Discount retailers have started to outperform for a couple of reasons. First, while commodity prices were rising during the first part of the year, we have since seen a correction in the price of oil and natural gas, which makes these low-margin businesses more profitable to operate.

Second, consumers are pulling back. This is evidenced by the weak performance in retail stocks more generally. In fact the SPDR Consumer Discretionary ETF (NYSEARCA:XLY) — which tracks the shares of companies that perform well when consumers are spending more money — is down 5 percent for the year. When consumers stop shopping at expensive retailers, they start shopping at discount retailers such as Wal-Mart and Dollar General.

Given these points, I suspect that if the stock market remains weak that the discount retail stocks will perform well, at least on a relative basis.

However, before jumping in, keep in mind that while these have been solid businesses they are very difficult to operate. One of the past leaders in the dollar store industry — Family Dollar — has recently seen weakness and it is being forced to close down stores in order to protect its margins. The stock has been generally weak. While other companies such as Dollar General and Wal-Mart have been stronger, we have also seen their margins compressed, and even a small managerial slip up can seriously harm these companies’ profits.

The best way to get exposure to the discount retail sector is to simply buy Wal-Mart shares. Wal-Mart may not have the lowest prices in the industry, but it does have an incredible network of distribution centers and connections with manufacturers in China that ensure that the company remains America’s leading discount retailer. The company also trades at a lower price to earnings multiple than its dollar store counterparts — 16 times earnings versus 17-18 times earnings. This is only a slight discount but that can lead to large returns going forward.

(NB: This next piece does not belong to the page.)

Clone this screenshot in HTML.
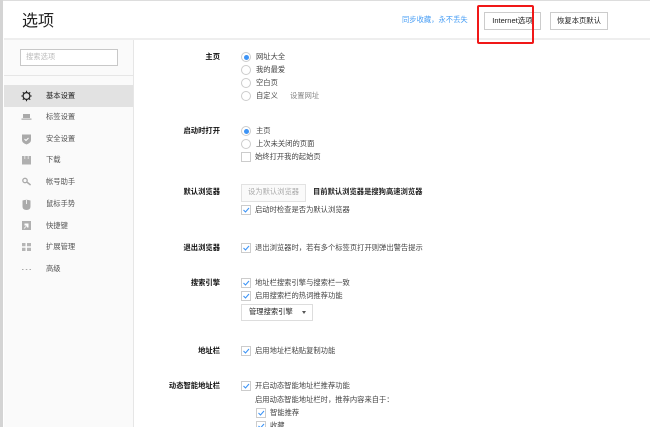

Ultimately, despite claims of an economic recovery a lot of consumers continue to struggle. Therefore, they are more likely to shop at discount retailers. Whenever we have weakness in the stock market, investors are reminded of this fact and they start to bid up shares of Wal-Mart and its peers. This is happening now, and for investors who want stock market exposure but who are concerned about economic weakness, these stocks offer an intriguing opportunity.

Disclosure: Ben Kramer-Miller has no position in any of the stocks mentioned in this article.